Jimmy Howard’s Resurgence
After all of the rumors of Detroit looking to move on from Jimmy Howard after Petr Mrazek’s emergence, Howard effectively silenced his critics. He posted terrific numbers before a knee injury kept him out of the lineup for 2 1/2 months. The reason that his record doesn’t look so great is because the team provided him with nearly no offense. The Red Wings will have some thinking to do on which goaltender they intend to expose to the upcoming NHL Expansion Draft.
2. THE BAD
The Team Offense
In a word, woeful. The Red Wings offense was so bad that they produced their lowest goal production since 1977 – two years before Joe Louis Arena opened. That just can’t happen. Several members of the team failed to provide the offense that the team needed. Justin Abdelkader didn’t even hit 10 goals all year. Gus Nyquist continued to struggle after having potted 28 and 27 goals respectively in 2014 and 2015, with only 12 this year. Dylan Larkin took a step backward following his strong rookie campaign. Frans Nielsen, though reliable, only put up 41 points. You can’t win if you don’t score enough, and the team certainly found that out first hand this season.
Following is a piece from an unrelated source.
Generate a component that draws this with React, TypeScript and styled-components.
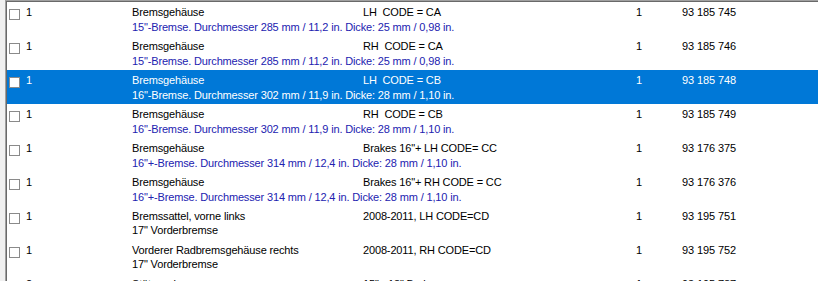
import React from "react";
import styled, { createGlobalStyle } from "styled-components";

const Global = createGlobalStyle`
  html, body { margin: 0; padding: 0; background: #f0f0f0; }
  body { font-family: "Liberation Sans", Arial, sans-serif; }
`;

const Frame = styled.div`
  width: 818px;
  height: 281px;
  overflow: hidden;
  box-sizing: border-box;
  padding-left: 5px;
  background: #f0f0f0;
`;

const List = styled.div`
  height: 100%;
  background: #fff;
  border-top: 1px solid #a0a0a0;
  border-left: 1px solid #a0a0a0;
  box-shadow: inset 1px 1px 0 #696969;
  padding: 1px 0 0 1px;
  display: flex;
  flex-direction: column;
`;

const Row = styled.div<{ $selected?: boolean }>`
  display: grid;
  grid-template-columns: 19px 106px 231px 273px 46px 1fr;
  grid-auto-rows: min-content;
  height: 34px;
  flex: none;
  box-sizing: border-box;
  padding-top: 4px;
  background: ${(p) => (p.$selected ? "#0078d7" : "transparent")};
  color: ${(p) => (p.$selected ? "#fff" : "#000")};
  font-size: 11px;
  line-height: 13px;
  letter-spacing: -0.15px;
  white-space: pre;
`;

const Check = styled.span`
  display: block;
  width: 11px;
  height: 11px;
  box-sizing: border-box;
  border: 1px solid #8a8a8a;
  background: #fff;
  margin: 3px 0 0 2px;
`;

const Cell = styled.span`
  display: block;
`;

const Num = styled(Cell)`
  letter-spacing: -0.1px;
`;

const Sub = styled.span<{ $blue?: boolean; $selected?: boolean; $gap: number }>`
  grid-column: 3 / 7;
  margin-top: ${(p) => p.$gap}px;
  color: ${(p) => (p.$selected ? "#fff" : p.$blue ? "#2222b0" : "#000")};
`;

type Item = {
  qty: string;
  name: string;
  code: string;
  count: string;
  part: string;
  sub: string;
  blue: boolean;
};

const D15 = '15"-Bremse. Durchmesser 285 mm / 11,2 in. Dicke: 25 mm / 0,98 in.';
const D16 = '16"-Bremse. Durchmesser 302 mm / 11,9 in. Dicke: 28 mm / 1,10 in.';
const D16p = '16"+-Bremse. Durchmesser 314 mm / 12,4 in. Dicke: 28 mm / 1,10 in.';

const items: Item[] = [
  { qty: "1", name: "Bremsgehäuse", code: "LH  CODE = CA", count: "1", part: "93 185 745", sub: D15, blue: true },
  { qty: "1", name: "Bremsgehäuse", code: "RH  CODE = CA", count: "1", part: "93 185 746", sub: D15, blue: true },
  { qty: "1", name: "Bremsgehäuse", code: "LH  CODE = CB", count: "1", part: "93 185 748", sub: D16, blue: true },
  { qty: "1", name: "Bremsgehäuse", code: "RH  CODE = CB", count: "1", part: "93 185 749", sub: D16, blue: true },
  { qty: "1", name: "Bremsgehäuse", code: 'Brakes 16"+ LH CODE= CC', count: "1", part: "93 176 375", sub: D16p, blue: true },
  { qty: "1", name: "Bremsgehäuse", code: 'Brakes 16"+ RH CODE = CC', count: "1", part: "93 176 376", sub: D16p, blue: true },
  { qty: "1", name: "Bremssattel, vorne links", code: "2008-2011, LH CODE=CD", count: "1", part: "93 195 751", sub: '17" Vorderbremse', blue: false },
  { qty: "1", name: "Vorderer Radbremsgehäuse rechts", code: "2008-2011, RH CODE=CD", count: "1", part: "93 195 752", sub: '17" Vorderbremse', blue: false },
  { qty: "2", name: "Stützwerkzeug", code: '15" - 18" Brakes', count: "1", part: "93 195 787", sub: "", blue: false },
];

export default function App() {
  return (
    <>
      <Global />
      <Frame>
        <List>
          {items.map((it, i) => {
            const sel = i === 2;
            return (
              <Row key={i} $selected={sel}>
                <Check />
                <Num>{it.qty}</Num>
                <Cell>{it.name}</Cell>
                <Cell>{it.code}</Cell>
                <Num>{it.count}</Num>
                <Num>{it.part}</Num>
                {it.sub && (
                  <Sub $blue={it.blue} $selected={sel} $gap={it.blue ? 1 : 0}>
                    {it.sub}
                  </Sub>
                )}
              </Row>
            );
          })}
        </List>
      </Frame>
    </>
  );
}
Following the retirement of Nicklas Lidstrom in 2012, one thing the Red Wings have lacked is a true, bonafide number one defenseman. Niklas Kronwall is on his last legs, and it showed in his play this year. Age and injuries are certainly catching up to him. Danny DeKeyser struggled all season after being viewed as one of the central figures on the team, putting up a minus 22 rating and being prone to too many turnovers and errors. Only four teams allowed more goals against on the year than the Red Wings.
It’s become apparent that the Jeff Blashill experiment hasn’t been working out the way the team envisioned when he was promoted from Grand Rapids to take Mike Babcock’s place in 2015. Nearly every player on the roster has taken a step backward under Blashill’s term, and he’s not getting nearly enough out of them. He’s also drawn the ire of fans with his decisions to bench players like Anthony Mantha and Andreas Athanasiou while continuing to trot out struggling players like Riley Sheahan. However, he will apparently be returning behind the bench next year.
3. THE UGLY
One of the biggest surprises in the NHL this year was the lack of goal scoring from Riley Sheahan. After having scored 36 goals in his last three years, Sheahan didn’t score a single goal all season until he potted two in the final game on the schedule. He’s not a bad player, which is why his stunning drop-off was so surprising. It certainly didn’t help that he was rated fifth worst in the NHL with a minus 29 rating. He also earned the dubious honor of setting the Red Wings team record for most games without a goal by a forward.
The Red Wings powerplay unit was an abomination for most of the season. At one point in the season, it was the worst in 50 years. The team also failed to score a powerplay goal on the road for not one, not two, but three months. Absolutely inexcusable. Coach John Torchetti, who is in charge of running the powerplay, isn’t going anywhere either. Why?